Now the Miocene was about 4 million years ago. OK but we're just going started. The rate of acceleration is what is so bad. OK so after the asteroid hit Earth 65 million years ago then most life went extinct in a few years.
"By analyzing the fish fossils inside, researchers determined that global temperatures were stable for a long time before the asteroid impact, but then, afterwards, temperatures quickly rose and stayed about 5 degrees Celsius warmer for about 100,000 years. MacLeod says it's notable that the impact pumped up carbon dioxide over a short time span that, geologically speaking, is comparable to what humans have been doing in burning fossil fuels since the start of the Industrial Revolution.

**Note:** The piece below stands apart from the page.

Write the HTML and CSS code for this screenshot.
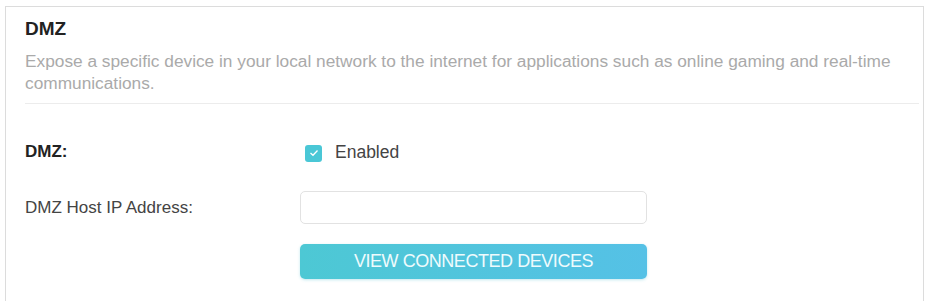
FILE: index.html
```html
<!DOCTYPE html>
<html>
<head>
<meta charset="utf-8">
<link rel="stylesheet" href="styles.css">
</head>
<body>
<div class="card">
  <h2 class="title">DMZ</h2>
  <p class="desc">Expose a specific device in your local network to the internet for applications such as online gaming and <span class="nowrap">real-time</span> communications.</p>
  <div class="divider"></div>
  <div class="row row-dmz">
    <div class="label bold">DMZ:</div>
    <label class="check">
      <span class="box"><svg width="10" height="8" viewBox="0 0 10 8"><path d="M1.5 4 L4 6.3 L8.5 1.5" fill="none" stroke="#ffffff" stroke-width="1.3"/></svg></span>
      <span class="check-text">Enabled</span>
    </label>
  </div>
  <div class="row row-ip">
    <div class="label">DMZ Host IP Address:</div>
    <div class="input"></div>
  </div>
  <div class="row row-btn">
    <div class="label"></div>
    <button class="btn">VIEW CONNECTED DEVICES</button>
  </div>
</div>
</body>
</html>
```
FILE: styles.css
```css
html, body {
  margin: 0;
  padding: 0;
  background: #ffffff;
  font-family: "Liberation Sans", Arial, sans-serif;
}
body {
  padding: 6px 2px 0 5px;
  height: 301px;
  box-sizing: border-box;
  overflow: hidden;
}
.card {
  border: 1.5px solid #dcdcdc;
  border-bottom: none;
  height: 295px;
  padding: 0 4px 0 19px;
  box-sizing: border-box;
}
.title {
  margin: 0;
  padding-top: 11px;
  font-size: 19px;
  line-height: 22px;
  font-weight: bold;
  color: #222;
}
.desc {
  margin: 10px 0 0 0;
  font-size: 17.3px;
  line-height: 22px;
  color: #aaaaaa;
  padding-right: 10px;
}
.nowrap {
  white-space: nowrap;
}
.divider {
  height: 1px;
  background: #ececec;
  margin-top: 9px;
}
.row {
  display: flex;
  align-items: center;
}
.label {
  width: 275px;
  font-size: 17px;
  color: #444;
}
.bold {
  font-weight: bold;
  color: #222;
}
.row-dmz {
  margin-top: 37px;
  height: 22px;
}
.check {
  display: flex;
  align-items: center;
  margin-left: 5px;
}
.box {
  width: 17px;
  height: 17px;
  border-radius: 3px;
  background: #4ac7d6;
  display: flex;
  align-items: center;
  justify-content: center;
  margin-top: 2px;
}
.check-text {
  margin-left: 13px;
  font-size: 17.5px;
  color: #444;
}
.row-ip {
  margin-top: 28px;
}
.input {
  height: 33px;
  border: 1px solid #e2e2e2;
  border-radius: 5px;
  box-sizing: border-box;
  width: 347px;
}
.row-btn {
  margin-top: 20px;
}
.btn {
  width: 347px;
  height: 35px;
  border: none;
  border-radius: 5px;
  background: linear-gradient(90deg, #4dc8d4 0%, #55c1e6 100%);
  color: #eefbfd;
  font-family: "Liberation Sans", Arial, sans-serif;
  font-size: 18px;
  letter-spacing: -0.45px;
  box-shadow: 0 1px 3px rgba(80, 190, 210, 0.35);
  padding: 0;
}
```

"The atmosphere was loaded for a very brief interval of time, and the consequences of that change in atmospheric composition lasted for 100,000 years," MacLeod says. "So it illustrates, I think, really strongly, even if we went back to 1850 levels of carbon dioxide emission, it's going to take a 100,000 years for the carbon dioxide that we've already put in the atmosphere to cycle through the Earth's systems."
So yes modern Western civilization from Platonic math - is very much like the asteroid impact.
"The worst came a little over 250 million years ago — before dinosaurs walked the earth — in an episode called the Permian-Triassic Mass Extinction, or the Great Dying, when 90% of life in the oceans and 70% of life on land vanished. "
"Recently, two groundbreaking studies on the Great Dying reveal that the causes of that mass extinction bear some striking similarities to what's happening today. In fact, in some ways the pace of change, such as the rate of release of greenhouse gases, is much faster today than it was 250 million years ago."
So MORE life as a percentage of total life - was wiped out by the P-T Mass Extinction - and today the rate of destruction is much faster.
"Carbon dioxide in the atmosphere is increasing at a pace 100 times faster than it naturally should. Our planet is warming 10 times faster than it has in 65 million years. Our oceans are acidifying 100 times faster than they have in at least 20 million years, and oxygen dead zones in our oceans have increased tenfold since 1950."
and so 252 million years ago - what happened?
" Over the course of a million years, extensive volcanic activity in what is now Siberia flowed through cracks and crevices of sedimentary rocks, searing oil and gas deposits as it moved along, producing the coronene scientists recently discovered."
"This process gradually released gigantic amounts of heat-trapping carbon gases at levels much higher than today. For comparison, carbon dioxide (CO2) concentrations during that time period are estimated to be a few thousand parts per million (ppm), whereas today, our CO2 level, while higher than it's been in the last 3 million years, is still significantly less, at 415 ppm (but rising fast)."
the key is the RATE of greenhouse gas emissions today.
"And astonishingly, Brand says that the rate of release of heat-trapping greenhouse gases now is much more radical than it was back then. "Right now our emissions are 10 to 20 times higher than what happened at the end of the Permian mass extinction, which was the largest and biggest mass extinction," he said.